I tend more towards option 4 because it would mean less overhead in the long run. What are your thoughts?
Workflow checklist
- [x] I am aware of the workflow in CONTRIBUTING.md
Thank you for this great feedback. This is the most important change in the metadata structure. Here are some comments on your ideas:
- There is a German saying "Doppelt hält besser". In previous version different information could not be added at all to different resources in a data package. You found the disadvantage!
- The design and usability of the OEMetadata Builder is not finished yet. This is an issue we will consider!
- We will definitely deprecate the v160 version. This is not an option.
- Since we want to be conform to Data Package, the allocation of the information on the resource level is necessary. An addition on the Dataset (data package) level is not possible.
The structural update in OEMetadata 2.0 creates the possibility to have detailed information for each resource in a data set. This follows the Data Package 2.0 standard. The obvious downside is a possible repetition of information if the resources are similar.
Our goal is to improve the user interface of the OEMetadata Builder on the OEP to handle this. In addition, we are planning to add python functions to OMI to handle multiple metadata files and data packages.
Your feedback is welcome and we will publish the drafts and ideas online as usual.
4. Since we want to be conform to Data Package, the allocation of the information on the resource level is necessary. An addition on the Dataset (data package) level is not possible.
Just from looking at the schema of Datapackage 2.0, there are no restrictions on extending the metadata on the package level. Indeed they do have some repeated keys between the package and resource schema. Luckly none of them schemas are restrictive, so they are easily extendable. Until now I have been able to validate the v160 directly with frictionless by using:
frictionless validate .\some-oemetadata.json --type package --schema https://raw.githubusercontent.com/OpenEnergyPlatform/oemetadata/refs/heads/production/oemetadata/v1/v160/schema.json
And there was no compatibility issues I can imagine with v20 it will also be the case, but the point I want to make is that datapackage is not restrictive at all on what or what not is allowed in it, as long as the content is concretized in the schema. Frictionless has become surprisingly flexible and the open knowledge foundation has always someone working on it, and given the size of our community I bet they would be willing to listen if we have suggestions (in case something is really problematic). I already tried to make them aware that it would be cool if we could build on their existing tools.
PS:
From: https://datapackage.org/standard/data-package/
The Data Package specification does NOT impose any requirements on their form or structure and can therefore be used for packaging any kind of data.
We just discussed advanced functions for the OEMetadata Builder to improve usability for large data packages.
- Implement a "template resource" that will be used by all resources
- Implement a "copy from resource 1" function for each section
This will give complete flexibility and simplify the handling.
A little late to the party, but here is what i get into my mind reading this issue:
Extending the suggesting from our discussion as posted above: To keep the oemetadata to be usable outside the oeplatform we would need a better solution.
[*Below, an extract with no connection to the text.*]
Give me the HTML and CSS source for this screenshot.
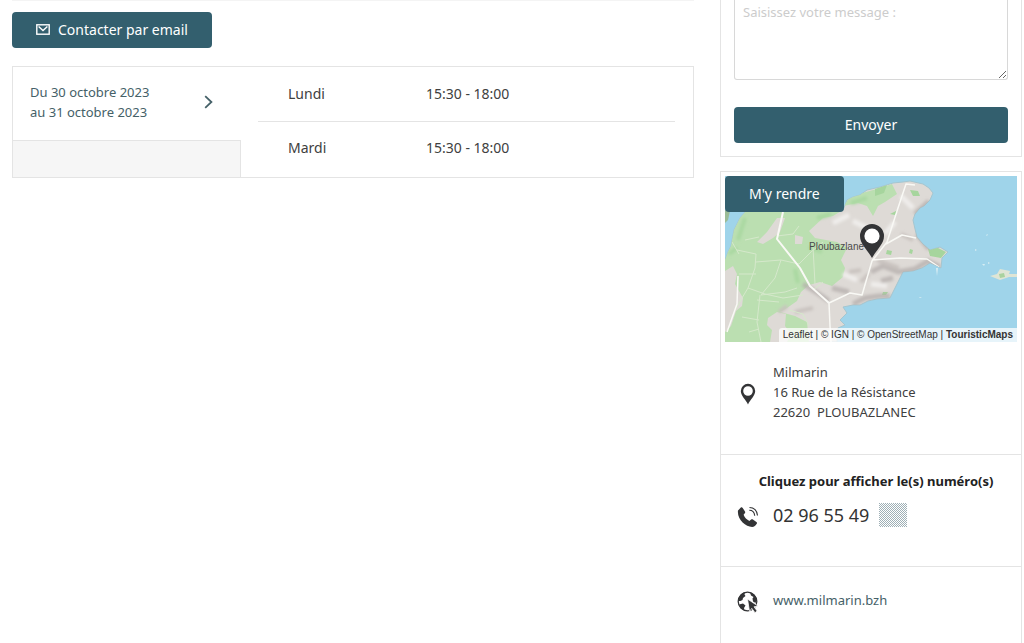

Currently, this sounds like it might need a specific profile for all use cases. Like Datasets - set of more coupled data resources and another profile for Datasets - set of various data resources. For simplicity, im also for only maintaining a single version until we have more resource to think about larger sets - if ever :) Further down the read i also describe an idea on how to add more automation but this would then create more oeplatform dependence again.
For more guidance, i guess we would have to formulate some use cases and make clear what tradeoffs are included currently.
As you already pointed out we can get inspiration from specifications we lean on: Looking at the data-package v2 properties they also use more properties to describe the dataset. We would have to add a few more options to our oemetadata schema to allow more properties. dcat-ap dataset list only title and description as mandatory properties, while offering a few recommended and more optional properties. dcat also reduces the redundant keyword but only by maintaining a more complex object based relational model. OEMetadata starting to become more modular but is not there yet. Additionally, we have not yet nicely implemented our fine-grained batch system to make the importance of any property more obvious
As it seems extensive to require only "hand filled" metadata we can help with automation - at least when using metadata on the oeplatform. We would have to add OEP-custom properties to the dataset level of the oemetadata. And maybe add the Subject annotation property to the dataset level?
The properties generated automatically from the information available in each resource could be:
- Last Updated:date Any edit action on the dataset or any resource
- Publisher:list All Publisher from each resource?
- Project:list All project names from each resource
- Licenses:list
As we know the license for each resource of the dataset, we can say it uses open license only if all licenses evaluate as open (use the SPDX open data license list / the enhanced version including like EU licenses. If some licenses are missing or if they do not hold a license, they affect the openness of the dataset. On the dataset level we would show License ->
-> show all licenses. The options are: open, leaning towards open, data access restricted and unclear as fallback. - Keywords:List could also come from all resources. Nevertheless maybe it would be better to add only a few more general ones or even use specific user choices instead.
I thought about this. I think the best way forward would be to make everything more modular. Frictionless also spits their spec into multiple parts of Package, Resource, Schema etc. . I'm not sure if we have to provide specific json schemas for each module or add the Profile property to become an official extension to the frictionless datapackage spec.
Maintaining both v2 and v16 seems not the best option.
Additionally, the OEP also needs modular metadata. E.g. when someone uploads new data then eventually add metadata they currently add the full v2 dataset focused metadata to a single table which is not perfect. We handle this internally, yet it would be cleaner to only have the resource information for a single table.